Zod 4 promotes the format to its own top-level builder: z.email(). There’s no z.string() underneath and no chained method. It infers as string exactly as before, because an email is a string, but the format is no longer a modifier. It’s the builder. Both forms parse the same valid emails; what differs is where the format lives, and that difference is the point.
const signupSchema = z.object({ name: z.string(), email: z.string().email(),});What you’ll meet in older codebases, and what an AI may still emit for you. It’s deprecated in v4. The format is chained onto a string schema as a postfix check. It still parses, with a deprecation warning, but it’s no longer the form you write.
const signupSchema = z.object({ name: z.string(), email: z.email(),});The format is the builder. Infers as string, ships its own error message, tree-shakes. There’s no z.string() to chain off; the email-ness is the type of the field, declared where the type is declared.
This change is not just cosmetic, and it’s worth understanding why the top-level form is better, because the same reasons make it the right reflex everywhere else in this lesson.
The first reason is bundle size. z.string().email() has to pull in the entire ZodString class, with every string method, .startsWith, .includes, and the rest, even when all your code does with that field is check it’s an email. z.email() pulls in the email validator and nothing else. When a build tool strips out unused code, the top-level builders tree-shake cleanly, while the chain does not.
The second reason is the error message. z.email() carries its own default message, so a failed parse says "Invalid email" rather than a generic string complaint. Because the format knows what it is, it knows what to say when the input isn’t it. That message is part of the contract the form layer will eventually render, and getting it for free is worth something.
The third reason you’ll appreciate later: each top-level builder emits a cleaner JSON Schema. That matters once an API in a later unit generates an OpenAPI document from these schemas. Note it and move on, since it’s not today’s lesson.
So here is the rule, the spine the rest of this lesson hangs off:
Now put it to work. The exercise below is the sign-up schema as the last lesson left it, where every field that’s really a format is still a bare z.string(). Your job is to swap each one for its top-level builder, so the inputs that should be rejected start failing. Watch the ^? query as you go: the inferred type stays string the whole time. Naming the format doesn’t change the type; only the runtime check tightens.

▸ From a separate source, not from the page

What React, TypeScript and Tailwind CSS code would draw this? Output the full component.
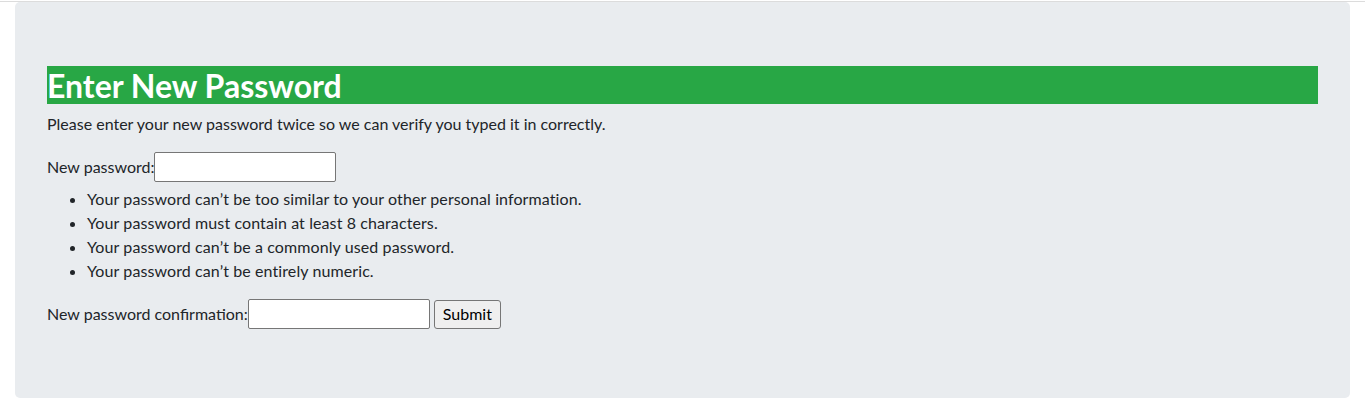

Replace each bare `z.string()` with the right top-level format builder — `z.email()`, `z.uuid()`, `z.iso.datetime()` — so the bad inputs start failing. Watch the `^?` query: the inferred type stays `string` for each field. Naming the format doesn't change the type; it tightens the runtime check.
| Test scenario | Value | |
|---|---|---|
| valid signup | {"email":"ada@example.com","token":"0190d3a2-7b4e-7c1a-9f… | |
| bad email | {"email":"not-an-email","token":"0190d3a2-7b4e-7c1a-9f3d-… | |
| bad token | {"email":"ada@example.com","token":"nope","startAt":"2026… | |
| bad datetime | {"email":"ada@example.com","token":"0190d3a2-7b4e-7c1a-9f… | |
You’ve now stated the rule, named format before regex. The end of the lesson works through exactly why it holds, on every axis. First, here is the catalog the rule points you at.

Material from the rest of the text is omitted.